In the November of 1954 Sir Arthur Kirby invited me to write the history of the Tanganyika Railways as a companion volume to the story of the Kenya and Uganda Railway. I began the task a year later, although very little was written until 1957. The first problem was to decide where to start. The building of a railway from the Indian Ocean to the Great Lakes arises from a chain of events and motives. Sir Reginald Robins and I thought that the story of the Kenya and Uganda Railway should start from the time of the first Arab settlements down the East African littoral. In the process of reduction from two volumes to one volume, the first chapter went into the discard, and in the book as published the story started with the last days of the great Arab ruler, Seyyid Said, who died in a856.
For this book, which I decided to call Permanent Way, Volume II, 'The Story of the Tanganyika Railways,' I re-wrote the discarded chapter with the kind and generous aid of Mr. James Kirkman, whose knowledge of the early history of the East African coast is far greater than mine. Mr. Kirkman not only checked my script but added over 4,000 words which I have incorporated in the text.
The struggle between Great Britain and Germany for control over the territory between the Indian Ocean and the Great Lakes was described in the first volume of Permanent Way. Here I have dealt with those aspects of the struggle which more particularly concerned German East Africa. Everyone who writes about these events must be
immensely indebted to Sir Richard Coupland, whose two books East Africa and its Invaders, published by the Oxford University Press in 1938, and The Exploitation of East Africa, published by Faber and Faber in 1939-are outstanding contributions to our, knowledge and understanding of East Africa's history. Apart from being great works of historical scholarship, these two books are of fascinating interest and delightfully written. My own debt is fully acknowledged with deep respect for a great historian and a very fine writer.
I could not have tackled the period of German rule in East Africa without access to the German files held in safe custody in Dar es Salaam. His Excellency the Governor of Tanganyika, Sir Edward Twining, and the Chief Secretary, then Mr. R. de S. Staple-don, gave me all possible assistance and ensured that the relevant documents were released to me. I was also greatly aided by Mr. Malcolm Archer, the Public Relations Officer of the East African Railways and Harbours, and by Mr. F. Steel, the Chief Office Superintendent of the Secretariat at Dar es Salaam.

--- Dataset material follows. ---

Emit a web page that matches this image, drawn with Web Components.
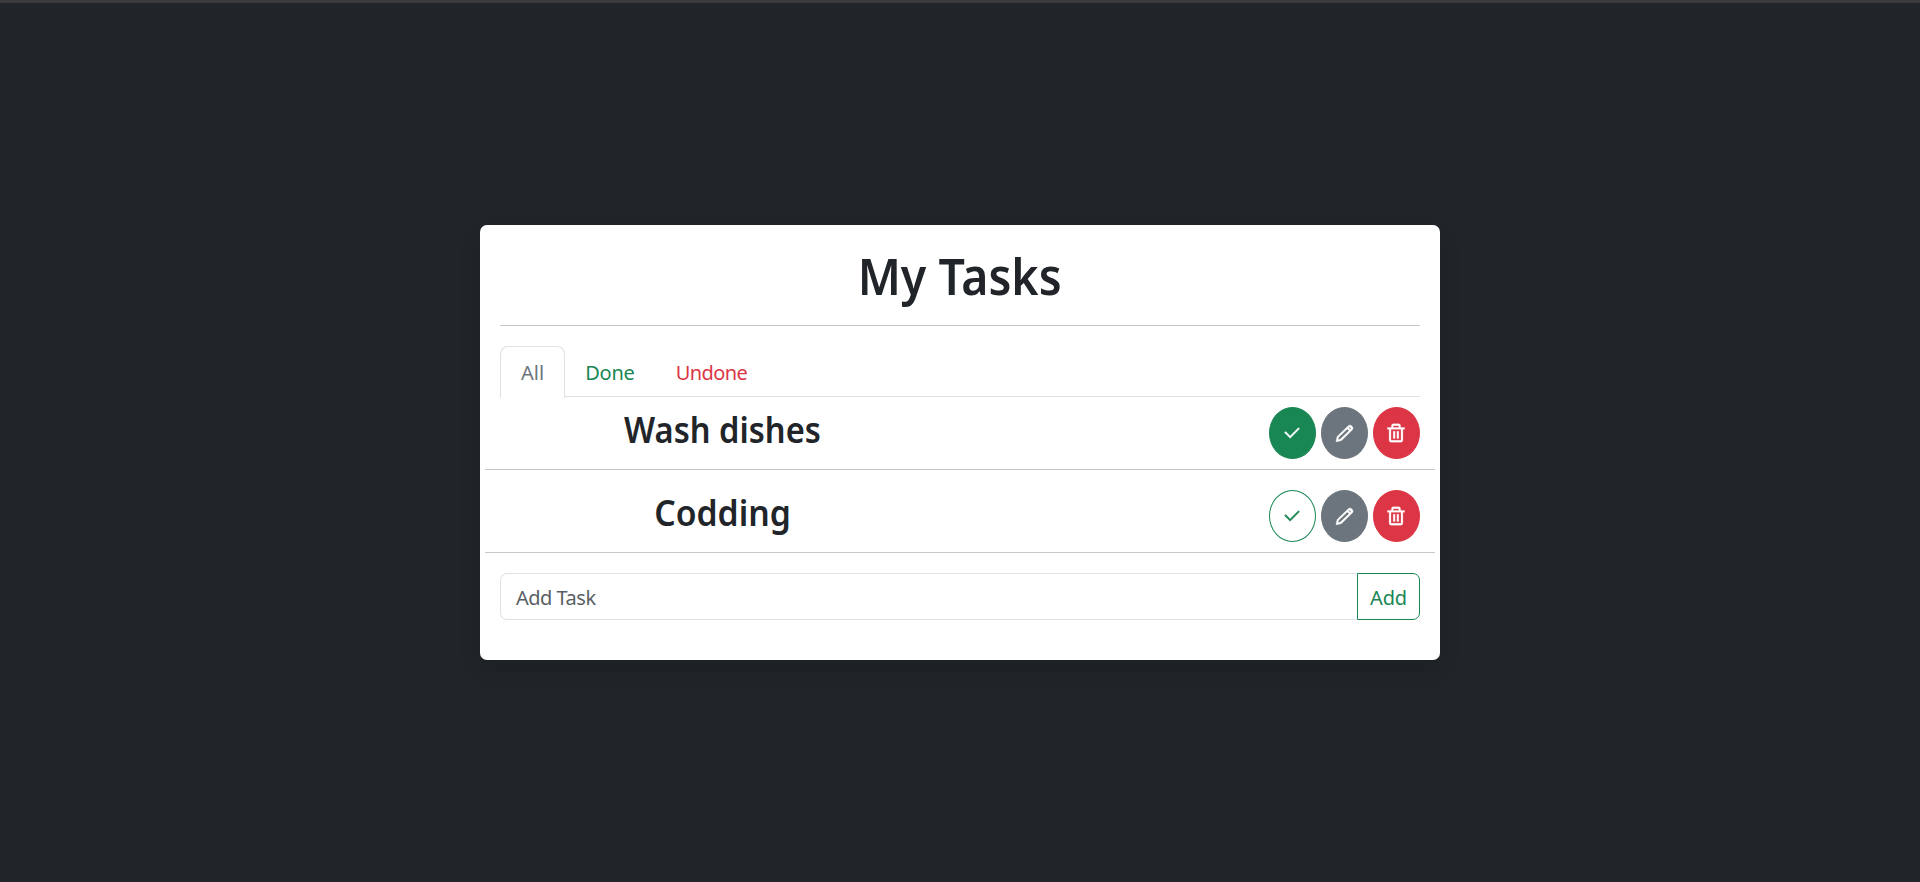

Mr. J. Waldman kindly prepared a list of the German files in the possession of the Railways at Dar es Salaam and an invaluable precis of the key file dealing with the building of the Nordbahn from Tanga to Moshi. A number of files selected by Mr. Waldman were then brought to Nairobi, and the extracts that I needed were admirably translated by Mr. Val Braun, to whom I am greatly indebted.

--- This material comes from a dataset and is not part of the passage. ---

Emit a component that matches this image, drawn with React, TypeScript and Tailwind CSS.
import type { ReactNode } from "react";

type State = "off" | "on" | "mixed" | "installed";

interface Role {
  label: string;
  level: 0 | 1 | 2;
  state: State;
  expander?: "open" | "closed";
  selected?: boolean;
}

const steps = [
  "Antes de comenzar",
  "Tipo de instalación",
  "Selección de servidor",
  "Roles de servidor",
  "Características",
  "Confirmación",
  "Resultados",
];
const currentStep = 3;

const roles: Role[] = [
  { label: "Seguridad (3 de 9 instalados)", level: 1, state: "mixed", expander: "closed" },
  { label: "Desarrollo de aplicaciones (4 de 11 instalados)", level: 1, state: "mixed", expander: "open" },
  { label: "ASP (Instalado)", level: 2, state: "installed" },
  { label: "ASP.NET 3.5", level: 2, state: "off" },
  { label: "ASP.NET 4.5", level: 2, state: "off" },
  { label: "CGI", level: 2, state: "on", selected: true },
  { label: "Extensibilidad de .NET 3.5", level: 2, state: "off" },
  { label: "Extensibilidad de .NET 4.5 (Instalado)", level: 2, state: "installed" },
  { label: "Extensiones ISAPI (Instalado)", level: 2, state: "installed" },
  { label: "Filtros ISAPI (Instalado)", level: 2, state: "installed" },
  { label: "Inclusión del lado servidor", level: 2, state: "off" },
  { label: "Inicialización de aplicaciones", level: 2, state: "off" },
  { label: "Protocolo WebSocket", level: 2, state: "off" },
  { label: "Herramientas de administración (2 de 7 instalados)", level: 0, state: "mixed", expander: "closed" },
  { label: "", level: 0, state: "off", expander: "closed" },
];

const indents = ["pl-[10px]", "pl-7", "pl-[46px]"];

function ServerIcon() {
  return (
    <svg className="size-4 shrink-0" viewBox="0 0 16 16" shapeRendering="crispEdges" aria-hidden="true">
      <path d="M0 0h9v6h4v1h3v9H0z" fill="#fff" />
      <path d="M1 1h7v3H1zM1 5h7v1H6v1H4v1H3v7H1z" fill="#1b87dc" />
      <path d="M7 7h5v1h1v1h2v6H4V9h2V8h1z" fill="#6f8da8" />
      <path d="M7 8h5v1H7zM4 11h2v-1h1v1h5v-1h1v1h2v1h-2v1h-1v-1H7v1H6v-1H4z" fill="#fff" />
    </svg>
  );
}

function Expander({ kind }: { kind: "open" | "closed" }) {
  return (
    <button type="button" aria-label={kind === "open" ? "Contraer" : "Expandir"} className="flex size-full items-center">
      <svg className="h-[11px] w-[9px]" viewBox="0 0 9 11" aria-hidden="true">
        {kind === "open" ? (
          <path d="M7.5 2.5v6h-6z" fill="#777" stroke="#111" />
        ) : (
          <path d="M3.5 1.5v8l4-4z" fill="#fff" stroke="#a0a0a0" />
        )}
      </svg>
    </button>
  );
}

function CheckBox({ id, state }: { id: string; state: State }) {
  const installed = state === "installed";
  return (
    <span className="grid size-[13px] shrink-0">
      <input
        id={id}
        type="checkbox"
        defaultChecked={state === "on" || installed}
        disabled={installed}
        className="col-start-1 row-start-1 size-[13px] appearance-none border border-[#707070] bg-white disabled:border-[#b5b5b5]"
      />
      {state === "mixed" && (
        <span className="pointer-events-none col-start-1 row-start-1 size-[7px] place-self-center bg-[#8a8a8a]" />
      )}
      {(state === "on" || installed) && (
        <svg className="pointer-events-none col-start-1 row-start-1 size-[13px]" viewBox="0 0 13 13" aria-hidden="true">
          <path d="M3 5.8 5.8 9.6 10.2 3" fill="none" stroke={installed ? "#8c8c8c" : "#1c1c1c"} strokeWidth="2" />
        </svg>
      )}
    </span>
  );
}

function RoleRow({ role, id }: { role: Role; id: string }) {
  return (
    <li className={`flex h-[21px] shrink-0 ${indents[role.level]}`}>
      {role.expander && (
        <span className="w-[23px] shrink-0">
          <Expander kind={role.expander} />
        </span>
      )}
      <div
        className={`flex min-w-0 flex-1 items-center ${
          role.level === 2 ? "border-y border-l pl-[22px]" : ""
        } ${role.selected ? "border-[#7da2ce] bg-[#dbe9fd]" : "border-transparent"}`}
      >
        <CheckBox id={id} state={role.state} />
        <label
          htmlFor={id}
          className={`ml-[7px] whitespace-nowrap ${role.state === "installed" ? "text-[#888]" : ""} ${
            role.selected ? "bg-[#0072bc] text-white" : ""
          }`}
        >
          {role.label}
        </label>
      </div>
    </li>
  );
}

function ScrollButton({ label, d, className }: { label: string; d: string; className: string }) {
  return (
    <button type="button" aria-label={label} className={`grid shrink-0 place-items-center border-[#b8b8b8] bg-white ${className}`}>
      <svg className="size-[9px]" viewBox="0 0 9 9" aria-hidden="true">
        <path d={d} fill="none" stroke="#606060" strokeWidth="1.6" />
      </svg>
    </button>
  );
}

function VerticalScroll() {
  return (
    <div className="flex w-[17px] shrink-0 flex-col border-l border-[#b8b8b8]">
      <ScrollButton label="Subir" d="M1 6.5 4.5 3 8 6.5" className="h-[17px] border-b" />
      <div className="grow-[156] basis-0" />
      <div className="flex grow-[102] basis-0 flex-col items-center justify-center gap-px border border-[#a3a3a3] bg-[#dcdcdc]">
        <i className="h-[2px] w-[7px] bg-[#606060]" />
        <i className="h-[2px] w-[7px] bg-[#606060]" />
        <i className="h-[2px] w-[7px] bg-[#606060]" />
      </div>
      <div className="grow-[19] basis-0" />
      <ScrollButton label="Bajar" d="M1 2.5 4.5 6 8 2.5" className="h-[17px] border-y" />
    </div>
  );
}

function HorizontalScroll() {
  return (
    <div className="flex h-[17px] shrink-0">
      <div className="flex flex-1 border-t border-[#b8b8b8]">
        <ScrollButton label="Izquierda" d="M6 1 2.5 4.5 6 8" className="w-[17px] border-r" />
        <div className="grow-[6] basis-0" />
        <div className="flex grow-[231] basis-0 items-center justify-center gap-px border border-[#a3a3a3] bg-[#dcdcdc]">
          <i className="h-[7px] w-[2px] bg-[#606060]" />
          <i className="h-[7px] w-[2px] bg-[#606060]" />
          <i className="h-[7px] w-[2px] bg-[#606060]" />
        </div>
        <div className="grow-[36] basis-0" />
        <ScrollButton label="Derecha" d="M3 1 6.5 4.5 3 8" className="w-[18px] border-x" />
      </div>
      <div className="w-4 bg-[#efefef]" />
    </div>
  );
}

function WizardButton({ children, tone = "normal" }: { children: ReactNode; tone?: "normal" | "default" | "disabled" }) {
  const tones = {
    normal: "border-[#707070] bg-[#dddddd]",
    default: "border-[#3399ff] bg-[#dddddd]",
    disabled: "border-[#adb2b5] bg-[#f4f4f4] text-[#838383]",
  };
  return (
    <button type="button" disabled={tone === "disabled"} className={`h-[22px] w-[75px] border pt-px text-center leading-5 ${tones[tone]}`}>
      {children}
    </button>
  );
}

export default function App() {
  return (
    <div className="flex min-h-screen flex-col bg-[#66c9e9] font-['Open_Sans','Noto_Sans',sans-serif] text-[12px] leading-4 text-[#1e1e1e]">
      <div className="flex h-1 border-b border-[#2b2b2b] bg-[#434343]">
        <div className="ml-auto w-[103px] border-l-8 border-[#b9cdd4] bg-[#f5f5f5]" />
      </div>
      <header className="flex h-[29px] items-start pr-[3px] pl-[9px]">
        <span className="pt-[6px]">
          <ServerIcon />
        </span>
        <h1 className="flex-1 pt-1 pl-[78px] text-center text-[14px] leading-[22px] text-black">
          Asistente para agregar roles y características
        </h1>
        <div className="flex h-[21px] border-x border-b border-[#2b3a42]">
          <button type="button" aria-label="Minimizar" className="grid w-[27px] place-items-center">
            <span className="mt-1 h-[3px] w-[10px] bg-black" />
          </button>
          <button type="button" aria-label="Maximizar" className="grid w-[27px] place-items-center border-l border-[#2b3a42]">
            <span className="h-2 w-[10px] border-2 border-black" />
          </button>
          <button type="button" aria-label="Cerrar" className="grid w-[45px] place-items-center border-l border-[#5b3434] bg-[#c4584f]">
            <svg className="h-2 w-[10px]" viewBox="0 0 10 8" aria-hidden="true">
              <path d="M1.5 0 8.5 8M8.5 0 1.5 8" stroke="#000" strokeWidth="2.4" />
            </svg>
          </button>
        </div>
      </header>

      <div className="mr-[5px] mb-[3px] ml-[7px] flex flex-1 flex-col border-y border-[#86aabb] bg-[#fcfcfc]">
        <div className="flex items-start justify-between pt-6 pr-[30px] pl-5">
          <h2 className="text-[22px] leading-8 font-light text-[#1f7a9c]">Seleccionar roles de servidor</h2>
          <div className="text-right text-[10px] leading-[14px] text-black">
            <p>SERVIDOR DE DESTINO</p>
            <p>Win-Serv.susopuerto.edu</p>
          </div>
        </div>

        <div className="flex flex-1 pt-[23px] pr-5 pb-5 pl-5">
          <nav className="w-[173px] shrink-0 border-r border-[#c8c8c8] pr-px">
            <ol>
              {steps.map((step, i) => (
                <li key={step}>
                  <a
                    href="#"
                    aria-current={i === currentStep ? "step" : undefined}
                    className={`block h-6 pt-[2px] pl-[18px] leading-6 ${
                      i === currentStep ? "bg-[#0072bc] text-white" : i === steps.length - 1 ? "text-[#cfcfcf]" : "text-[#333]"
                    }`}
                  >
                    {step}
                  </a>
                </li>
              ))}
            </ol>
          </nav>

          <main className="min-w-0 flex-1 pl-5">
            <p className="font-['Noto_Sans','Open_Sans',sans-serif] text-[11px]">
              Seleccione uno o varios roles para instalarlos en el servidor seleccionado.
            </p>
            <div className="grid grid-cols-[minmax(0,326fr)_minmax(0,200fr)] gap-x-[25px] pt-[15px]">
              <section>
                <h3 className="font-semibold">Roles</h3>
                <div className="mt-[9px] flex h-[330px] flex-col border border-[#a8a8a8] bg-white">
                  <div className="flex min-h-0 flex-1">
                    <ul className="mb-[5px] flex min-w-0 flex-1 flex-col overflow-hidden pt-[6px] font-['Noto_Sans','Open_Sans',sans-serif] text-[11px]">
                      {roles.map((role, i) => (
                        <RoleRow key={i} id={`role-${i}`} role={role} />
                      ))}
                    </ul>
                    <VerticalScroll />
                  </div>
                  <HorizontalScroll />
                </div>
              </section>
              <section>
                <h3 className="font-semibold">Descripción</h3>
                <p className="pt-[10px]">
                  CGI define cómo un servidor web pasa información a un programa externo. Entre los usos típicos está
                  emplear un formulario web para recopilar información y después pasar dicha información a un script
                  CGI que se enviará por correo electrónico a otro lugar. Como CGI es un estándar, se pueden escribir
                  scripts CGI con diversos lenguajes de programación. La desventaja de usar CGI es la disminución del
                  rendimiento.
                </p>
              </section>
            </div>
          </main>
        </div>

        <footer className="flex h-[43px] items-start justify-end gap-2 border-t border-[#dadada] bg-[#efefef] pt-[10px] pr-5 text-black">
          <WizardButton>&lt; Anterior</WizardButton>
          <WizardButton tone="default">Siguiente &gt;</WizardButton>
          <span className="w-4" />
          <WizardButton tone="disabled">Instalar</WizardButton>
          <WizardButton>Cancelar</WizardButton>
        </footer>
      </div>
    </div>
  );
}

During a tour of the Tanganyika Railways in the August of 1956 I was given much aid and most hospitably entertained by Mr. C. W. Leverett, the Regional Representative of the East African Railways and Harbours in Tanganyika, by the District Traffic Superintendents and the District Engineers on the Central and Tanga lines, and by the Provincial Commissioners at Mwanza, Tabora, Dodoma and Tanga, and the Deputy Provincial Commissioner at Kigoma. I must also acknowledge my great debt to the late Mr. C. Gillman, C.B.E., who wrote 'A Short History of the Tanganyika Railways' for Tanganyika Notes and Records of 1942. For thirty-two and a half years Mr. Gillman was connected with the Tanganyika Railways, and his excellent 'Short History' was based on personal knowledge and experience and a close study of the German files.
In the writing of the two chapters dealing with the terrible campaign in German East Africa during the First World War I have mainly relied on Military Operations, East Africa, compiled by Lieut.-Colonel Charles Hordern as part of the official History of the Great War prepared by the historical section of the Committee of Imperial Defence. It is a great pity that the volume compiled by Lieut.-Colonel Hordern was published in 1941 when men's minds were more concerned with a war raging than a war past. It is a fine piece of military history which points many lessons that remain relevant to-day. It is a book which every young officer serving with the King's African Rifles and every member of the Kenya Regiment should read and mark. In addition, I have had the advantage of several relevant German files, of Lieut.-
General von Lettow-Vorbeck's book, My Reminiscences of East Africa, and of the extraordinary memory of Lieut.-Colonel G. A. Swinton-Home who played a distinguished part in the campaign. In the writing of the last chapters I was greatly aided by Mr. J. R. Farquharson, who was General Manager of the Tanganyika Railways in the years immediately preceding the amalgamation and is now General Manager of the East Africa Railways and Harbours.
In more general terms the Handbook of Tanganyika, edited by Mr. G. F. Sayers and published by Macmillan & Co. in 193o, and Tanganyika, A Review of its Resources and their Development, prepared under the direction of Mr. J. F. R. Hill and edited by Mr. J. P. Moffett, have been of invaluable aid, more especially in the checking of many facts and figures.
I realise that this book will be criticised because so much of it may well seem remote from the story of the Railways of Tanganyika. I wrote in the Preface to the first volume of Permanent Way that a railway in East Africa cannot be treated as a 'thing apart' from the land and the peoples that it serves. I maintain that the story of the Railways of East Africa must lose significance unless it be written against the march of events which were, in fact, so often greatly influenced by the very existence of the railways.
Once again I must make an appeal for greater care in the preservation of documents of historical interest. Many irreplaceable documents concerning the Tanganyika Railways have been lost, damaged or destroyed by men with no feeling for the past nor sense of historical values. A people and a country cannot create traditions and a history without taking reasonable care to preserve the records of the deeds, the policies and the thinking of their forbears who laid the foundations and the first courses of the building of a civilisation in the wastes of East Africa.